Nous nous croyions essentiels au monde, les soleils de ses moissons, les lunes de ses marées : nous ne sommes plus que des bêtes de sa faune. Même pas des bêtes…

« Ecoutez le monde blanc

Horriblement las de son effort immense

Ses articulations rebelles craquer sous les étoiles dures, ses raideurs d’acier bleu transperçant la chair mystique, écoute ses victoires proditoires trompeter ses défaites, écoute aux alibis grandioses son piètre trébuchement. Pitié pour nos vainqueurs omniscients et naïfs. »

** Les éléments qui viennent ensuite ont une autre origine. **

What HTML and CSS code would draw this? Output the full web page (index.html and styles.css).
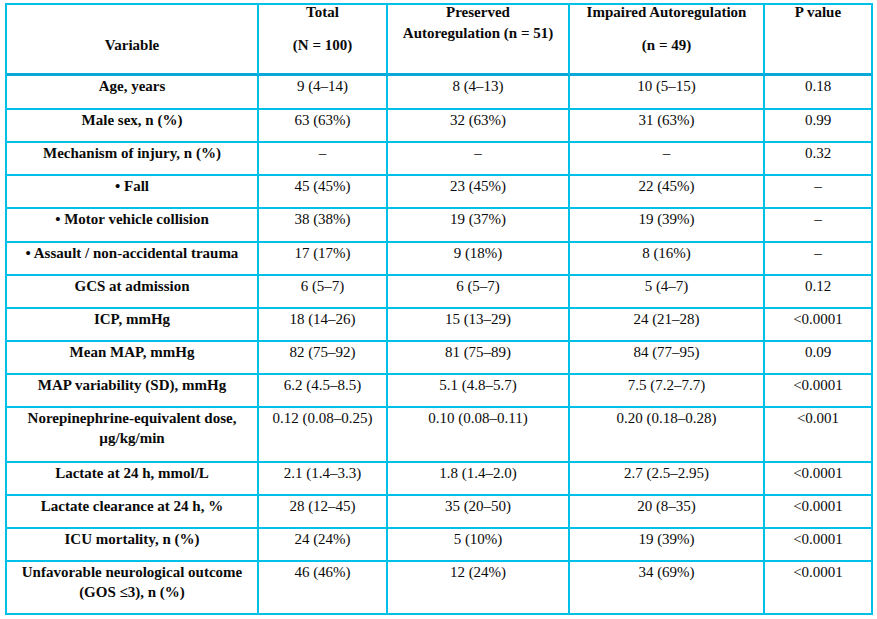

Nous voilà finis, nos victoires, le ventre en l’air, laissent voir leurs entrailles, notre défaite secrète. Si nous voulons faire craquer cette finitude qui nous emprisonne, nous ne pouvons plus compter sur les privilèges de notre race, de notre couleur, de nos techniques : nous ne pourrons nous rejoindre à cette totalité d’où ces yeux noirs nous exilent qu’en arrachant nos maillots pour tenter simplement d’être des hommes. » 

En 1946 il y avait tout juste une poignée de poètes noirs qui tentaient d’éclairer le monde de leurs regards noirs. Aujourd’hui ils sont des millions de regards noirs qui transpercent le monde, qui ne cherchent à courber aucune tête, mais simplement à pouvoir redresser les leurs.